◆ **Given material**
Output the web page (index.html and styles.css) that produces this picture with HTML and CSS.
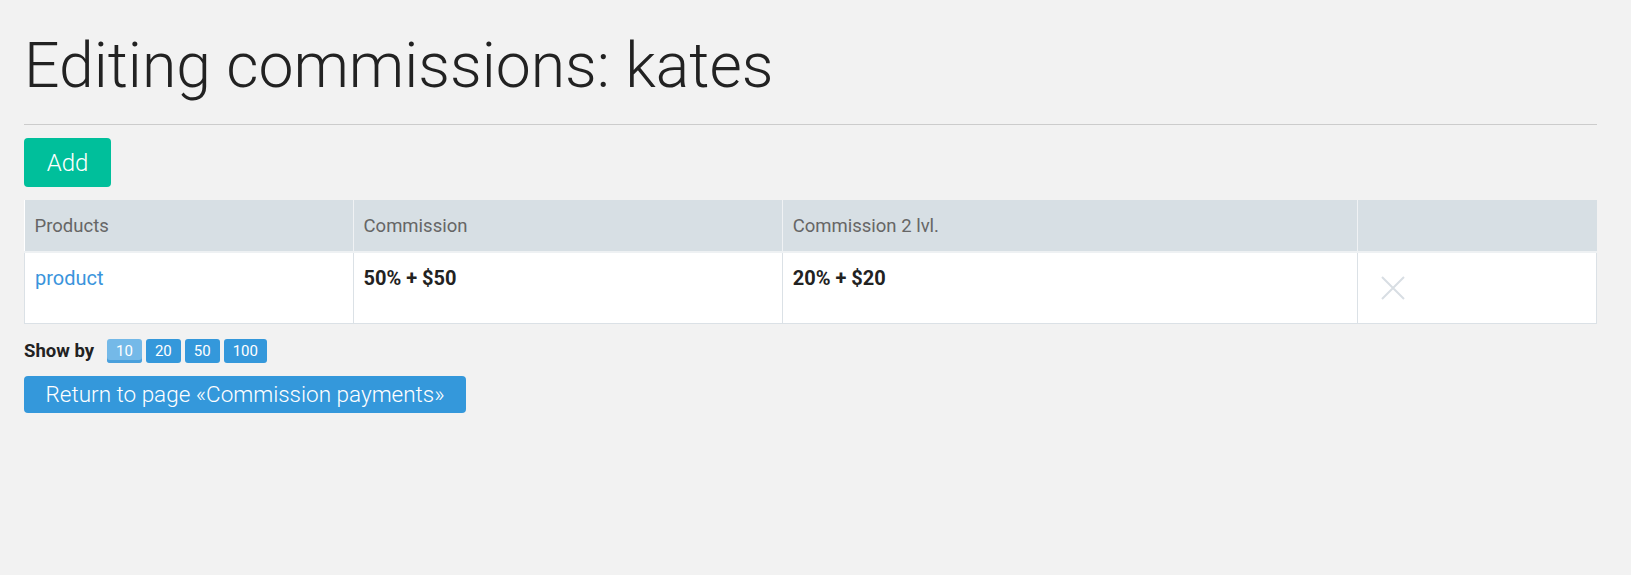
FILE: index.html
```html
<!DOCTYPE html>
<html>
<head>
<meta charset="utf-8">
<link rel="stylesheet" href="styles.css">
</head>
<body>
<div class="page">
  <h1 class="title">Editing commissions: kates</h1>
  <div class="rule"></div>
  <button class="btn-add">Add</button>
  <table class="grid">
    <colgroup>
      <col class="c1"><col class="c2"><col class="c3"><col class="c4">
    </colgroup>
    <thead>
      <tr><th>Products</th><th>Commission</th><th>Commission 2 lvl.</th><th></th></tr>
    </thead>
    <tbody>
      <tr>
        <td><a class="link" href="#">product</a></td>
        <td class="val">50% + $50</td>
        <td class="val">20% + $20</td>
        <td class="del"><svg class="x" viewBox="0 0 26 26" width="26" height="26"><path d="M2 2 L24 24 M24 2 L2 24" stroke="#d8dee3" stroke-width="2" fill="none"/></svg></td>
      </tr>
    </tbody>
  </table>
  <div class="showby">
    <span class="showby-label">Show by</span>
    <span class="pages">
      <span class="pg active">10</span>
      <span class="pg">20</span>
      <span class="pg">50</span>
      <span class="pg">100</span>
    </span>
  </div>
  <button class="btn-return">Return to page «Commission payments»</button>
</div>
</body>
</html>
```
FILE: styles.css
```css
html, body { margin: 0; padding: 0; }
body { background: #f2f2f2; font-family: Roboto, "Noto Sans", sans-serif; color: #222; }
.page { padding: 29px 34px 0 24px; }
.title { margin: 0; font-weight: 300; font-size: 62.5px; line-height: 74px; color: #222; letter-spacing: 0; }
.rule { height: 1px; background: #cccccc; margin-top: 21px; }
.btn-add { display: block; margin-top: 13px; width: 87px; height: 49px; border: 0; border-radius: 4px; background: #00bf9b; color: #fff; font-family: Roboto, sans-serif; font-weight: 300; font-size: 24px; padding: 0; }
.grid { margin-top: 13px; width: 100%; border-collapse: collapse; background: #fff; }
.c1 { width: 20.9%; } .c2 { width: 27.3%; } .c3 { width: 36.6%; } .c4 { width: 15.2%; }
.grid th { background: #d7dfe4; color: #666; font-weight: 400; font-size: 18.5px; text-align: left; height: 51px; padding: 0 10px; border-left: 1px solid #f0f2f4; border-bottom: 2px solid #eef1f3; }
.grid th:first-child { border-left: 0; }
.grid td { height: 71px; vertical-align: top; padding: 13px 10px 0; font-size: 20px; border: 1px solid #dbe1e6; box-sizing: border-box; }
.link { color: #3a94dc; text-decoration: none; font-size: 20px; }
.val { font-weight: 700; color: #222; }
.grid td.del { vertical-align: middle; padding: 0 0 0 22px; }
.x { display: block; }
.showby { display: flex; align-items: center; margin-top: 15px; }
.showby-label { font-weight: 700; font-size: 18.5px; color: #222; margin-right: 13px; }
.pages { display: flex; gap: 4px; }
.pg { display: inline-block; height: 24px; line-height: 24px; padding: 0 9px; background: #3498db; color: #fff; font-size: 15px; border-radius: 3px; }
.pg.active { background: #74b9e8; box-shadow: inset 0 -3px 0 #4aa0dc; }
.btn-return { display: block; margin-top: 13px; height: 37px; width: 442px; border: 0; border-radius: 4px; background: #3498db; color: #fff; font-family: Roboto, sans-serif; font-weight: 300; font-size: 22.5px; padding: 0; }
```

◆ **What is being asked**
Output the data exactly. Pictures don't belong in the result.

◆ **Response**
Output the web page (index.html and styles.css) that produces this picture with HTML and CSS.
FILE: index.html
```html
<!DOCTYPE html>
<html>
<head>
<meta charset="utf-8">
<link rel="stylesheet" href="styles.css">
</head>
<body>
<div class="page">
  <h1 class="title">Editing commissions: kates</h1>
  <div class="rule"></div>
  <button class="btn-add">Add</button>
  <table class="grid">
    <colgroup>
      <col class="c1"><col class="c2"><col class="c3"><col class="c4">
    </colgroup>
    <thead>
      <tr><th>Products</th><th>Commission</th><th>Commission 2 lvl.</th><th></th></tr>
    </thead>
    <tbody>
      <tr>
        <td><a class="link" href="#">product</a></td>
        <td class="val">50% + $50</td>
        <td class="val">20% + $20</td>
        <td class="del"><svg class="x" viewBox="0 0 26 26" width="26" height="26"><path d="M2 2 L24 24 M24 2 L2 24" stroke="#d8dee3" stroke-width="2" fill="none"/></svg></td>
      </tr>
    </tbody>
  </table>
  <div class="showby">
    <span class="showby-label">Show by</span>
    <span class="pages">
      <span class="pg active">10</span>
      <span class="pg">20</span>
      <span class="pg">50</span>
      <span class="pg">100</span>
    </span>
  </div>
  <button class="btn-return">Return to page «Commission payments»</button>
</div>
</body>
</html>
```
FILE: styles.css
```css
html, body { margin: 0; padding: 0; }
body { background: #f2f2f2; font-family: Roboto, "Noto Sans", sans-serif; color: #222; }
.page { padding: 29px 34px 0 24px; }
.title { margin: 0; font-weight: 300; font-size: 62.5px; line-height: 74px; color: #222; letter-spacing: 0; }
.rule { height: 1px; background: #cccccc; margin-top: 21px; }
.btn-add { display: block; margin-top: 13px; width: 87px; height: 49px; border: 0; border-radius: 4px; background: #00bf9b; color: #fff; font-family: Roboto, sans-serif; font-weight: 300; font-size: 24px; padding: 0; }
.grid { margin-top: 13px; width: 100%; border-collapse: collapse; background: #fff; }
.c1 { width: 20.9%; } .c2 { width: 27.3%; } .c3 { width: 36.6%; } .c4 { width: 15.2%; }
.grid th { background: #d7dfe4; color: #666; font-weight: 400; font-size: 18.5px; text-align: left; height: 51px; padding: 0 10px; border-left: 1px solid #f0f2f4; border-bottom: 2px solid #eef1f3; }
.grid th:first-child { border-left: 0; }
.grid td { height: 71px; vertical-align: top; padding: 13px 10px 0; font-size: 20px; border: 1px solid #dbe1e6; box-sizing: border-box; }
.link { color: #3a94dc; text-decoration: none; font-size: 20px; }
.val { font-weight: 700; color: #222; }
.grid td.del { vertical-align: middle; padding: 0 0 0 22px; }
.x { display: block; }
.showby { display: flex; align-items: center; margin-top: 15px; }
.showby-label { font-weight: 700; font-size: 18.5px; color: #222; margin-right: 13px; }
.pages { display: flex; gap: 4px; }
.pg { display: inline-block; height: 24px; line-height: 24px; padding: 0 9px; background: #3498db; color: #fff; font-size: 15px; border-radius: 3px; }
.pg.active { background: #74b9e8; box-shadow: inset 0 -3px 0 #4aa0dc; }
.btn-return { display: block; margin-top: 13px; height: 37px; width: 442px; border: 0; border-radius: 4px; background: #3498db; color: #fff; font-family: Roboto, sans-serif; font-weight: 300; font-size: 22.5px; padding: 0; }
```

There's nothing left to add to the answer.